- Official Portrait

Commissioner and Secretary, Government of Meghalaya
- Appointed by: President of India

Personal details
- Born: 5 May 1977 (age 49) Kheri District, Uttar Pradesh, India
- Spouse: Shradha Goyal (m. 2005)
- Children: 2
- Education: B.Sc (Chemistry), Delhi University L.L.B, Delhi University L.L.M, Babu Banarasi Das University
- Occupation: IAS officer, Civil Servant, Bureaucrat

= Sanjay Goyal =

Indian Administrative Service Officer

Sanjay Goyal is an Indian Administrative Service Officer of 2004 batch from the Assam Meghalaya cadre who currently serves as Commissioner and Secretary in Government of Meghalaya. He is also the Chairman cum Managing Director of Meghalaya Energy Corporation Ltd (MeECL), Chairperson, Meghalaya Board of Revenue, and Resident Commissioner of Meghalaya House at New Delhi.

Sanjay cleared the Union Public Service Commission Civil Services Examination in 2003, with an All India Rank 32.

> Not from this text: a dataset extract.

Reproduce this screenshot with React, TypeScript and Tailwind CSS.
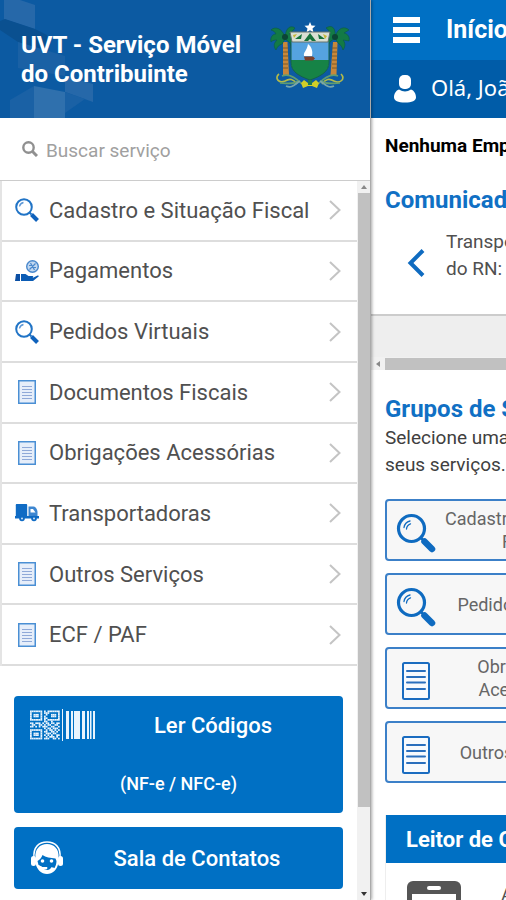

| Postings Held | From | To |
|---|---|---|
| Sub Divisional Officer, Ampati Civil Sub Division (now South West Garo Hills District) | 2006 | 2008 |
| District Magistrate & Collector, Jaintia Hills District, Jowai | 2008 | 2009 |
| District Magistrate & Collector, West Garo Hills District, Tura | 2009 | 2012 |
| District Magistrate & Collector, East Khasi Hills District, Shillong | 2012 | 2015 |
| Secretary to Chief Minister, Finance, ERTS, State Pay Commission and MD, MCCL | 2015 | 2017 |
| Inter Cadre Deputation to Uttar Pradesh | 2017 | 2022 |
| Commissioner & Secretary, Government of Meghalaya | 2022 | Present |

In September 2017, Sanjay was relieved from Assam-Meghalaya cadre for an initial period of 3 years (later on given an extension of 2 years), enabling him to go on inter-state deputation to his home cadre, Uttar Pradesh. In Uttar Pradesh, he served as Special Secretary Finance, Managing Director of Madhyanchal Vidyut Vitran Nigam Ltd (an undertaking of Uttar Pradesh Power Corporation Limited), Relief Commissioner and Revenue Secretary, Basic Education Secretary, Divisional Commissioner of Prayagraj Division and Divisional Commissioner of Jhansi Division up till September 2022, after which he was repatriated to his parent cadre.

In April 2021, he was empaneled to hold Joint Secretary/equivalent rank in the Government of India.